■ Written problem ■
Copy out all of the material, matching it word for word.

** Start Information shown **

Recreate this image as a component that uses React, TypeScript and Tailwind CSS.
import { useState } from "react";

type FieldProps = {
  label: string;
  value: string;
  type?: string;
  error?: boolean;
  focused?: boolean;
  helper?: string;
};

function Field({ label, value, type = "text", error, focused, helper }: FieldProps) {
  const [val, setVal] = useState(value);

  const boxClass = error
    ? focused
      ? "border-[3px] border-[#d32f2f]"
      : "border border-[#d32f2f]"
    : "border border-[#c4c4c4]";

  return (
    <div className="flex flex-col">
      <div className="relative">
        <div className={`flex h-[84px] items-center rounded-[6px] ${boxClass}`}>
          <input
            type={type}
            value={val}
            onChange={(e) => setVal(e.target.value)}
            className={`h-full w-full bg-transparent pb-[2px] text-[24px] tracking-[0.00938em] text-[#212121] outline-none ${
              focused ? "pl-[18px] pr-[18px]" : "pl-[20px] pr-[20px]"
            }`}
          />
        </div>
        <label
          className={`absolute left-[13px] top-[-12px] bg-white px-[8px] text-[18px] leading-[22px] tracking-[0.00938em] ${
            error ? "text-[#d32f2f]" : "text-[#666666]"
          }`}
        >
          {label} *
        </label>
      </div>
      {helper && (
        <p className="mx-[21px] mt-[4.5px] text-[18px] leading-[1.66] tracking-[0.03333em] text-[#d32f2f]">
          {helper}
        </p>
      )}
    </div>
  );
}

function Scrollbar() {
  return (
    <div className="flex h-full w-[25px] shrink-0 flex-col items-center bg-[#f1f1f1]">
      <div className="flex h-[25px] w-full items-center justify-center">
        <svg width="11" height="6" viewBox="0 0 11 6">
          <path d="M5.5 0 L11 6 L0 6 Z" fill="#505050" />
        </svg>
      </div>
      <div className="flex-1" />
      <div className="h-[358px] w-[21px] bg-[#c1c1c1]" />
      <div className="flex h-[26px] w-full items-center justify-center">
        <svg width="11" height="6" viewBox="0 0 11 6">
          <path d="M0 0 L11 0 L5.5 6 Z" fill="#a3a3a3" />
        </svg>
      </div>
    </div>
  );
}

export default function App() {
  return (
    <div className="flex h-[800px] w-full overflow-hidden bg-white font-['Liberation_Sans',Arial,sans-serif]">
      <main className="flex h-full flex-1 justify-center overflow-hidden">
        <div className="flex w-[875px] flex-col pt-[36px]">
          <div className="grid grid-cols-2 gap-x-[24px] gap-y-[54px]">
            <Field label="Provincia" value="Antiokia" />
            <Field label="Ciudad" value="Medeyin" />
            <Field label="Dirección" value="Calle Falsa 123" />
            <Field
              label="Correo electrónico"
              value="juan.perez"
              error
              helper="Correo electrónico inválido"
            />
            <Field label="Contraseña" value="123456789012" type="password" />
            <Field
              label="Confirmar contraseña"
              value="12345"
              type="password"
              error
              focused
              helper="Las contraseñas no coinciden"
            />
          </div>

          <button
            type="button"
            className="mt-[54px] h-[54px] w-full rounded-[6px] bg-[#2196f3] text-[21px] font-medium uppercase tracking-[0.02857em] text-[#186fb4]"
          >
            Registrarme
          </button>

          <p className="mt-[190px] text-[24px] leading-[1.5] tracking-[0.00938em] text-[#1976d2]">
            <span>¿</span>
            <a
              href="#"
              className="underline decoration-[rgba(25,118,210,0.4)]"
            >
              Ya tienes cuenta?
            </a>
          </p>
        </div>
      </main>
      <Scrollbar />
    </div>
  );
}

** End Information shown **

■ Complete response ■
Recreate this image as a component that uses React, TypeScript and Tailwind CSS.
import { useState } from "react";

type FieldProps = {
  label: string;
  value: string;
  type?: string;
  error?: boolean;
  focused?: boolean;
  helper?: string;
};

function Field({ label, value, type = "text", error, focused, helper }: FieldProps) {
  const [val, setVal] = useState(value);

  const boxClass = error
    ? focused
      ? "border-[3px] border-[#d32f2f]"
      : "border border-[#d32f2f]"
    : "border border-[#c4c4c4]";

  return (
    <div className="flex flex-col">
      <div className="relative">
        <div className={`flex h-[84px] items-center rounded-[6px] ${boxClass}`}>
          <input
            type={type}
            value={val}
            onChange={(e) => setVal(e.target.value)}
            className={`h-full w-full bg-transparent pb-[2px] text-[24px] tracking-[0.00938em] text-[#212121] outline-none ${
              focused ? "pl-[18px] pr-[18px]" : "pl-[20px] pr-[20px]"
            }`}
          />
        </div>
        <label
          className={`absolute left-[13px] top-[-12px] bg-white px-[8px] text-[18px] leading-[22px] tracking-[0.00938em] ${
            error ? "text-[#d32f2f]" : "text-[#666666]"
          }`}
        >
          {label} *
        </label>
      </div>
      {helper && (
        <p className="mx-[21px] mt-[4.5px] text-[18px] leading-[1.66] tracking-[0.03333em] text-[#d32f2f]">
          {helper}
        </p>
      )}
    </div>
  );
}

function Scrollbar() {
  return (
    <div className="flex h-full w-[25px] shrink-0 flex-col items-center bg-[#f1f1f1]">
      <div className="flex h-[25px] w-full items-center justify-center">
        <svg width="11" height="6" viewBox="0 0 11 6">
          <path d="M5.5 0 L11 6 L0 6 Z" fill="#505050" />
        </svg>
      </div>
      <div className="flex-1" />
      <div className="h-[358px] w-[21px] bg-[#c1c1c1]" />
      <div className="flex h-[26px] w-full items-center justify-center">
        <svg width="11" height="6" viewBox="0 0 11 6">
          <path d="M0 0 L11 0 L5.5 6 Z" fill="#a3a3a3" />
        </svg>
      </div>
    </div>
  );
}

export default function App() {
  return (
    <div className="flex h-[800px] w-full overflow-hidden bg-white font-['Liberation_Sans',Arial,sans-serif]">
      <main className="flex h-full flex-1 justify-center overflow-hidden">
        <div className="flex w-[875px] flex-col pt-[36px]">
          <div className="grid grid-cols-2 gap-x-[24px] gap-y-[54px]">
            <Field label="Provincia" value="Antiokia" />
            <Field label="Ciudad" value="Medeyin" />
            <Field label="Dirección" value="Calle Falsa 123" />
            <Field
              label="Correo electrónico"
              value="juan.perez"
              error
              helper="Correo electrónico inválido"
            />
            <Field label="Contraseña" value="123456789012" type="password" />
            <Field
              label="Confirmar contraseña"
              value="12345"
              type="password"
              error
              focused
              helper="Las contraseñas no coinciden"
            />
          </div>

          <button
            type="button"
            className="mt-[54px] h-[54px] w-full rounded-[6px] bg-[#2196f3] text-[21px] font-medium uppercase tracking-[0.02857em] text-[#186fb4]"
          >
            Registrarme
          </button>

          <p className="mt-[190px] text-[24px] leading-[1.5] tracking-[0.00938em] text-[#1976d2]">
            <span>¿</span>
            <a
              href="#"
              className="underline decoration-[rgba(25,118,210,0.4)]"
            >
              Ya tienes cuenta?
            </a>
          </p>
        </div>
      </main>
      <Scrollbar />
    </div>
  );
}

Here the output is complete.